In real life, sometimes direct sown seeds just don't work out though. Certain environmental factors can inhibit the development of direct sown seeds. Cold weather hinders seeds such as corn or beans from germinating. But starting seeds indoors eliminates this issue. Have you found young emerging seedlings that were destroyed by pill bugs or other pests? A larger, established seedling is more likely to survive unaffected. Sometimes a limited growing season can be a good reason to break the rules on direct sown varieties. To deal with short Summers, starting watermelons indoors might be the best way to ensure that they ripen before the Fall frost. Starting transplants also facilitates succession planting allowing you to get a second harvest from a single location.

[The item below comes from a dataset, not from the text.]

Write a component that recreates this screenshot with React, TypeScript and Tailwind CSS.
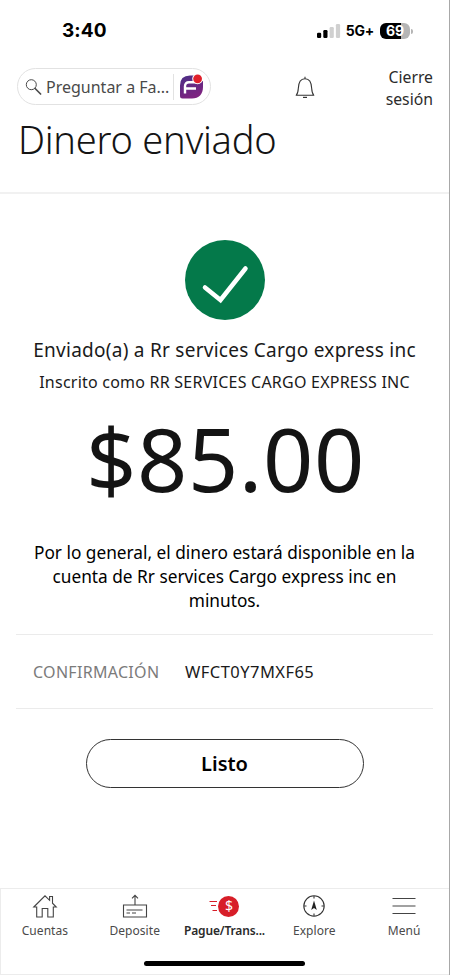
import type { ReactNode } from "react";

function StatusBar() {
  return (
    <div className="flex h-[62px] items-start justify-between pl-[62px] pr-[36px] pt-[20px] font-['Inter',sans-serif] text-black">
      <span className="text-[19px] font-bold leading-[22px] tracking-[0.1px]">3:40</span>
      <div className="flex h-[22px] items-center">
        <svg width="24" height="16" viewBox="0 0 24 16" className="mr-[5px]">
          <rect x="0" y="9.800" width="4.200" height="5.200" rx="1.200" fill="#000" />
          <rect x="6.300" y="7" width="4.200" height="8" rx="1.200" fill="#000" />
          <rect x="12.600" y="4" width="4.200" height="11" rx="1.200" fill="#d0d0d0" />
          <rect x="18.900" y="1" width="4.200" height="14" rx="1.200" fill="#d0d0d0" />
        </svg>
        <span className="mr-[6px] text-[14px] font-bold leading-[22px] tracking-[-0.200px]">5G+</span>
        <div className="flex h-[16px] w-[30px] items-center justify-center rounded-[6px] bg-linear-to-r from-black from-70% to-[#b5b5b5] to-70%">
          <span className="text-[14px] font-bold leading-[16px] text-white">69</span>
        </div>
        <span className="ml-px h-[5px] w-[2px] rounded-r-full bg-[#b5b5b5]" />
      </div>
    </div>
  );
}

function FargoLogo() {
  return (
    <svg width="26" height="26" viewBox="0 0 26 26">
      <defs>
        <linearGradient id="fargo" x1="0" y1="0" x2="0.4" y2="1">
          <stop offset="0" stopColor="#4a2f86" />
          <stop offset="1" stopColor="#7d2380" />
        </linearGradient>
      </defs>
      <path
        d="M11 1.500H16V7H24V13C24 20 20 24.500 13 24.500H3.500Q1 24.500 1 22V11.500Q1 1.500 11 1.500Z"
        fill="url(#fargo)"
      />
      <path
        d="M20 8.300H10Q6 8.300 6 12.300V19.500M6 15.500Q6 14.500 7.500 14.500H17"
        fill="none"
        stroke="#fff"
        strokeWidth="2.400"
      />
      <circle cx="18.600" cy="4.800" r="5.400" fill="#fff" />
      <circle cx="18.600" cy="4.800" r="4.400" fill="#e0202b" />
    </svg>
  );
}

function Header() {
  return (
    <header className="h-[132px] border-b-2 border-[#f1f1f1]">
      <div className="flex h-[55px] items-start pl-[17px] pr-[16px] pt-[6px]">
        <div className="flex h-[37px] w-[194px] items-center rounded-full border border-[#e2e2e2] pl-[7px]">
          <svg width="18" height="18" viewBox="0 0 18 18" fill="none" stroke="#4a4a4a">
            <circle cx="6.300" cy="6.700" r="5" strokeWidth="1" />
            <path d="M10.100 10.500L15.600 16" strokeWidth="1.700" strokeLinecap="round" />
          </svg>
          <span className="ml-[3px] w-[127px] whitespace-nowrap text-[16px] leading-[20px] text-[#4a4a4a]">
            Preguntar a Fa...
          </span>
          <span className="mr-[5px] h-[26px] w-px bg-[#e2e2e2]" />
          <FargoLogo />
        </div>
        <svg width="20" height="24" viewBox="0 0 20 24" fill="none" stroke="#333" className="ml-[84px] mt-[8px]">
          <path
            d="M1.200 19.300H18.800C17.200 17.600 16.900 16 16.700 12.500C16.500 6.500 14.800 2.700 10 2.700C5.200 2.700 3.500 6.500 3.300 12.500C3.100 16 2.800 17.600 1.200 19.300ZM10 2.700V0.800"
            strokeWidth="1.100"
            strokeLinejoin="round"
          />
          <path d="M8 21.400H12" strokeWidth="1.200" />
        </svg>
        <span className="-mt-[2px] ml-auto w-[60px] text-right text-[15.750px] leading-[22px] text-[#2b2b2b]">
          Cierre sesión
        </span>
      </div>
      <h1 className="pl-[18px] text-[38px] font-[260] leading-[44px] tracking-[-0.250px] text-[#141414]">
        Dinero enviado
      </h1>
    </header>
  );
}

function TabItem({ label, active, children }: { label: string; active?: boolean; children: ReactNode }) {
  return (
    <div className="flex w-[90px] flex-col items-center">
      <div className="flex h-[26px] items-center justify-center">{children}</div>
      <span
        className={`mt-[4px] whitespace-nowrap text-[12px] leading-[16px] ${active ? "tracking-[-0.150px] font-semibold text-[#2b2b2b]" : "tracking-[0.050px] text-[#4a4a4a]"}`}
      >
        {label}
      </span>
    </div>
  );
}

function TabBar() {
  return (
    <nav className="mt-auto h-[87px] border-b border-l border-t border-[#ececec]">
      <div className="-ml-px flex pt-[4px]">
        <TabItem label="Cuentas">
          <svg width="26" height="26" viewBox="0 0 26 26" fill="none" stroke="#444" strokeWidth="1.100">
            <path d="M1.800 14L13 2.800L17.600 7.300V3.500H20.500V10.200L24.200 14H21.300V24H15.800V15.500H10.200V24H4.700V14Z" />
          </svg>
        </TabItem>
        <TabItem label="Deposite">
          <svg width="26" height="26" viewBox="0 0 26 26" fill="none" stroke="#444" strokeWidth="1.100">
            <path d="M1.500 12H24.500V24H1.500ZM13 12V2.500M10 5.300L13 2.300L16 5.300M4.500 17H20.500M4.500 20H8M10 20H14" />
          </svg>
        </TabItem>
        <TabItem label="Pague/Trans..." active>
          <div className="flex items-center">
            <svg width="9" height="22" viewBox="0 0 9 22" stroke="#d71e28" strokeWidth="1.100">
              <path d="M0.500 6.500H8M2 10.500H7M3.500 15.500H8" />
            </svg>
            <span className="flex h-[21px] w-[21px] items-center justify-center rounded-full bg-[#d71e28] text-[14px] leading-[20px] text-white">
              $
            </span>
          </div>
        </TabItem>
        <TabItem label="Explore">
          <svg width="26" height="26" viewBox="0 0 26 26" fill="none" stroke="#333" strokeWidth="1.100">
            <circle cx="13" cy="13" r="10.200" />
            <path d="M13 3V5.500M13 20.500V23M3 13H5.500M20.500 13H23" />
            <path d="M13 7.500L15.800 17L13 15L10.200 17Z" fill="#222" stroke="none" />
          </svg>
        </TabItem>
        <TabItem label="Menú">
          <svg width="24" height="18" viewBox="0 0 24 18" stroke="#444" strokeWidth="1.200">
            <path d="M0.500 1.500H23.500M0.500 9H23.500M0.500 16.500H23.500" />
          </svg>
        </TabItem>
      </div>
      <div className="ml-[143px] mt-[22px] h-[5px] w-[161px] rounded-full bg-black" />
    </nav>
  );
}

export default function App() {
  return (
    <div className="flex h-[975px] w-[450px] flex-col overflow-hidden border-r border-[#a8a8a8] bg-white font-['Noto_Sans',sans-serif]">
      <StatusBar />
      <Header />
      <main className="flex flex-col items-center text-[#1a1a1a]">
        <svg width="80" height="80" viewBox="0 0 80 80" className="mt-[46px]">
          <circle cx="40" cy="40" r="40" fill="#04794a" />
          <path
            d="M20 47.500L35.500 60L60.500 28.500"
            fill="none"
            stroke="#fff"
            strokeWidth="4.500"
            strokeLinecap="round"
          />
        </svg>
        <p className="mt-[16px] whitespace-nowrap text-[19px] leading-[28px] tracking-[0.260px]">
          Enviado(a) a Rr services Cargo express inc
        </p>
        <p className="mt-[6px] whitespace-nowrap text-[16px] leading-[24px] tracking-[0.230px]">
          Inscrito como RR SERVICES CARGO EXPRESS INC
        </p>
        <p className="mt-[14px] whitespace-nowrap pl-[2px] text-[88px] leading-[100px] tracking-[0.600px] text-[#141414]">
          $85.00
        </p>
        <p className="mt-[33px] text-center text-[17.250px] leading-[24px] text-black">
          Por lo general, el dinero estará disponible en la
          <br />
          cuenta de Rr services Cargo express inc en
          <br />
          minutos.
        </p>
        <dl className="mt-[21px] flex h-[75px] w-[417px] items-center border-y border-[#ebebeb] pl-[17px] text-[16px]">
          <dt className="w-[152px] tracking-[0.300px] text-[#7b7b7b]">CONFIRMACIÓN</dt>
          <dd className="pt-px text-[16.500px] tracking-[0.450px]">WFCT0Y7MXF65</dd>
        </dl>
        <button className="mt-[30px] h-[49px] w-[278px] rounded-full border border-[#333] pt-px text-[20px] font-semibold text-black">
          Listo
        </button>
      </main>
      <TabBar />
    </div>
  );
}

I love the convenience of directly sowing bean seeds in the ground. Every time I try it though, I end up getting burned. Before the first set of leaves has even emerged from the soil, my bean seedlings get attacked by pill bugs. Once the plant finally pops up, it looks mangled and is clearly stressed. Plant stress further attracts pill bugs and before I know it I'm trying to start a second batch of seeds. It's so frustrating!
The situation is completely avoidable. Recently I've resorted to starting my bean seedling indoors where they are totally protected. I just use a basic potting mix and put them in 2 inch square cell packs that are 2 1/2 inches deep. I don't let them get very big. As soon as the first set of leaves has fully emerged, I transplant them out into the garden. It's a little extra work, but I don't need many plants and I enjoy a 100% survival rate!
Carrots are notorious for being slow germinators. To improve results, you can soak them for an hour before direct sowing. Or you could try transplants. Because the harvested part of a carrot plant is its root, any deformity in root structure can impact your yield. As shown in this video, you can start carrots in containers before transplanting. But the results might be less than perfect. For best results, you would either need an extremely long seedling container or you would need to transplant them outside while they are very young. In the future, I intend to pop them into the ground while they are very small, no taller than 1 inch.
Video: Danver Carrots Started Indoors
in Cone-tainers (Ray Leach Tubes)
Corn requires warm soil during its germination period to ensure proper emergence. Some varieties need 100 days or more before reaching maturity. If your growing season is too short, then it might be worth starting your corn indoors to reduce time until harvest. A 4" deep pot can accommodate plants that are up to 3 weeks old before they finally need transplanted outdoors.
When direct sowing, be sure that your outdoor soil temperatures are at least 50° F or warmer. Otherwise, it's better to just wait. Failure to do so can cause inconsistent germination which impairs pollination and cob size. If you simply want to speed up germination time, you could try soaking the corn seeds overnight in 70° F water before planting. Some sweet corn varieties mature rather quickly and it might be worth trying them out if season length is the issue.
I prefer to start all of my seedlings myself, rather than buying them from a garden center. This is especially true of plants that don't take to transplanting. By starting them myself, I'm able to control how they are grown and the way their roots develop. In particular, the key to starting problematic seeds indoors lies in optimizing two vital factors: 1) Pot Size and 2) Time Until Transplant.
CONTAINER SIZE: Root vegetables such as carrots and beets will develop a long taproot. Planting the seeds in deep containers allows the roots to develop without interruption. Plants like watermelons and squash work well in wider, deeper pots. There is less root circling and a more natural development of the rooting structure.
SEEDLING SIZE: The other crucial element for success involves knowing when to put those seedlings out into the ground. We might be used to a 6 or 8 week old seedling. This works well for peppers and tomatoes, giving them a great head start. But corn, beans, squash and melons develop very quickly in the summer heat. Try planting them out when they are 2 weeks old. They won't even know that they were started in a pot. And once they're out in the ground, the roots will stretch and develop naturally, without stunting your plant's growth.
The bottom line: We don't always have the ideal circumstances for growing our plants. To ensure the best success, we may need to start some things in containers. As long as it works, who cares?